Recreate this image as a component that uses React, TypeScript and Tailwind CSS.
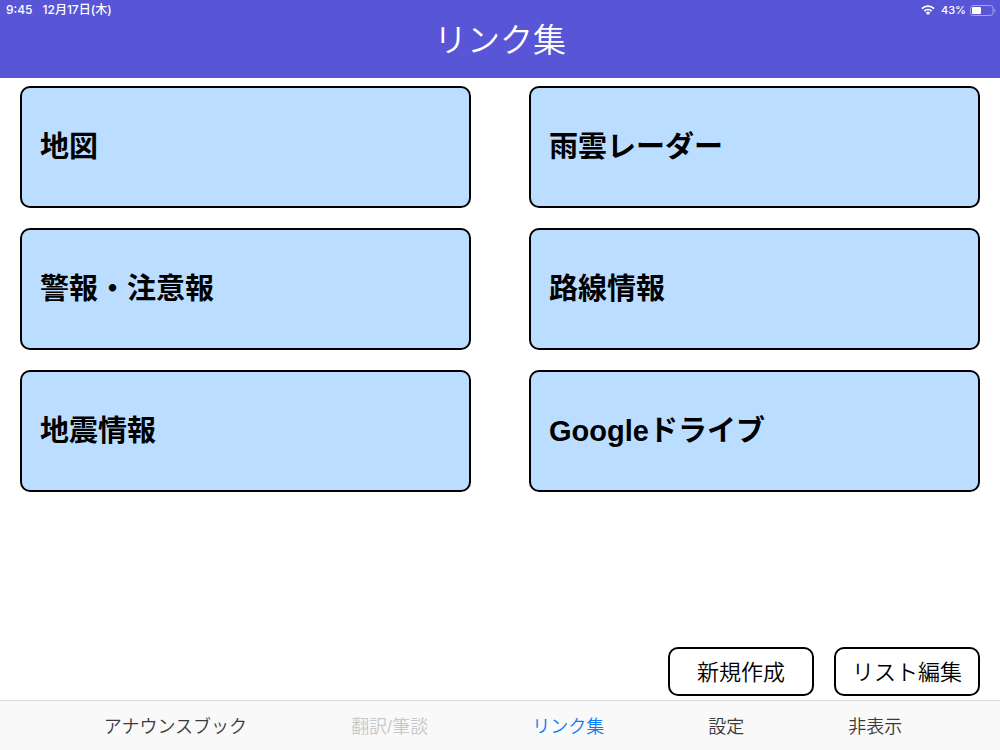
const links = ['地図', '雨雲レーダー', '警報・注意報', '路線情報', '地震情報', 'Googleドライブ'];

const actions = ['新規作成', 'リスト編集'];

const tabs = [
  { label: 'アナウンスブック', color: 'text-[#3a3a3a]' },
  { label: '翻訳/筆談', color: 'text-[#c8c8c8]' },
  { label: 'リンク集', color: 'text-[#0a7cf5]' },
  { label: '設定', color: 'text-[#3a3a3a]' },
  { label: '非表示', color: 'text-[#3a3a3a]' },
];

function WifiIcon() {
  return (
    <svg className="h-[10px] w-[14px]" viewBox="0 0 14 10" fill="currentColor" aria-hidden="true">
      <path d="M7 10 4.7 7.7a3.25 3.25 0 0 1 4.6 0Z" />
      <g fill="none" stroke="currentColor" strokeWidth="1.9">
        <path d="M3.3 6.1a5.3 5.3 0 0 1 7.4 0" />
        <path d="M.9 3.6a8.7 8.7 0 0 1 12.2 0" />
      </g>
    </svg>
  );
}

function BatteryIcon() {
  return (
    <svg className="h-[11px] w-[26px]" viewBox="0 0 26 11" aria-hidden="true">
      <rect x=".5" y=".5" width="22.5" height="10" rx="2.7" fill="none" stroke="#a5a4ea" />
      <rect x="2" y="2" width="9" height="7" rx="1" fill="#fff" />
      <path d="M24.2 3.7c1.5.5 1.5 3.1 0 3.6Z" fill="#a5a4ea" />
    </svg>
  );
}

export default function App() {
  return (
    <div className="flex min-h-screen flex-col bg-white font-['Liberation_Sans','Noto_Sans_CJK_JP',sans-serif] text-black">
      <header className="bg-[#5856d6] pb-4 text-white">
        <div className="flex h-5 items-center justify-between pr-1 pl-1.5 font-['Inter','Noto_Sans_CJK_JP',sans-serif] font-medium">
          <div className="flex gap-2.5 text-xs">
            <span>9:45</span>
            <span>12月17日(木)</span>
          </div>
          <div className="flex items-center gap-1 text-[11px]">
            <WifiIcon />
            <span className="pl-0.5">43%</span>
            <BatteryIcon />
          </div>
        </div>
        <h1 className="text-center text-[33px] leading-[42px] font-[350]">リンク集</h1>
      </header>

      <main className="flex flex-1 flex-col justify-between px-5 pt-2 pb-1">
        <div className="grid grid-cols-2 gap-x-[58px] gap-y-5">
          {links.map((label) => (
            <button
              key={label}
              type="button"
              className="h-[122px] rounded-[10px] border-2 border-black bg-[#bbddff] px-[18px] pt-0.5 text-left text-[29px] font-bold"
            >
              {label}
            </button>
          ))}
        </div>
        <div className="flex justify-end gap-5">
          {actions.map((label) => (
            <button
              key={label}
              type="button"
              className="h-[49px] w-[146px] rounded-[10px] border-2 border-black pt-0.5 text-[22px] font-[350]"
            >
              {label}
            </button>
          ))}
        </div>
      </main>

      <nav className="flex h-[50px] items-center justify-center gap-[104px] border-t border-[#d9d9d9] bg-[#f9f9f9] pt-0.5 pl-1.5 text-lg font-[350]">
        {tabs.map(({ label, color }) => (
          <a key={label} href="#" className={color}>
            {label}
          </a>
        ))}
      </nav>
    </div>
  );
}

> **Brief**:
The listing above must be printed again exactly, minus its pictures.

> **Written response**:
Recreate this image as a component that uses React, TypeScript and Tailwind CSS.
const links = ['地図', '雨雲レーダー', '警報・注意報', '路線情報', '地震情報', 'Googleドライブ'];

const actions = ['新規作成', 'リスト編集'];

const tabs = [
  { label: 'アナウンスブック', color: 'text-[#3a3a3a]' },
  { label: '翻訳/筆談', color: 'text-[#c8c8c8]' },
  { label: 'リンク集', color: 'text-[#0a7cf5]' },
  { label: '設定', color: 'text-[#3a3a3a]' },
  { label: '非表示', color: 'text-[#3a3a3a]' },
];

function WifiIcon() {
  return (
    <svg className="h-[10px] w-[14px]" viewBox="0 0 14 10" fill="currentColor" aria-hidden="true">
      <path d="M7 10 4.7 7.7a3.25 3.25 0 0 1 4.6 0Z" />
      <g fill="none" stroke="currentColor" strokeWidth="1.9">
        <path d="M3.3 6.1a5.3 5.3 0 0 1 7.4 0" />
        <path d="M.9 3.6a8.7 8.7 0 0 1 12.2 0" />
      </g>
    </svg>
  );
}

function BatteryIcon() {
  return (
    <svg className="h-[11px] w-[26px]" viewBox="0 0 26 11" aria-hidden="true">
      <rect x=".5" y=".5" width="22.5" height="10" rx="2.7" fill="none" stroke="#a5a4ea" />
      <rect x="2" y="2" width="9" height="7" rx="1" fill="#fff" />
      <path d="M24.2 3.7c1.5.5 1.5 3.1 0 3.6Z" fill="#a5a4ea" />
    </svg>
  );
}

export default function App() {
  return (
    <div className="flex min-h-screen flex-col bg-white font-['Liberation_Sans','Noto_Sans_CJK_JP',sans-serif] text-black">
      <header className="bg-[#5856d6] pb-4 text-white">
        <div className="flex h-5 items-center justify-between pr-1 pl-1.5 font-['Inter','Noto_Sans_CJK_JP',sans-serif] font-medium">
          <div className="flex gap-2.5 text-xs">
            <span>9:45</span>
            <span>12月17日(木)</span>
          </div>
          <div className="flex items-center gap-1 text-[11px]">
            <WifiIcon />
            <span className="pl-0.5">43%</span>
            <BatteryIcon />
          </div>
        </div>
        <h1 className="text-center text-[33px] leading-[42px] font-[350]">リンク集</h1>
      </header>

      <main className="flex flex-1 flex-col justify-between px-5 pt-2 pb-1">
        <div className="grid grid-cols-2 gap-x-[58px] gap-y-5">
          {links.map((label) => (
            <button
              key={label}
              type="button"
              className="h-[122px] rounded-[10px] border-2 border-black bg-[#bbddff] px-[18px] pt-0.5 text-left text-[29px] font-bold"
            >
              {label}
            </button>
          ))}
        </div>
        <div className="flex justify-end gap-5">
          {actions.map((label) => (
            <button
              key={label}
              type="button"
              className="h-[49px] w-[146px] rounded-[10px] border-2 border-black pt-0.5 text-[22px] font-[350]"
            >
              {label}
            </button>
          ))}
        </div>
      </main>

      <nav className="flex h-[50px] items-center justify-center gap-[104px] border-t border-[#d9d9d9] bg-[#f9f9f9] pt-0.5 pl-1.5 text-lg font-[350]">
        {tabs.map(({ label, color }) => (
          <a key={label} href="#" className={color}>
            {label}
          </a>
        ))}
      </nav>
    </div>
  );
}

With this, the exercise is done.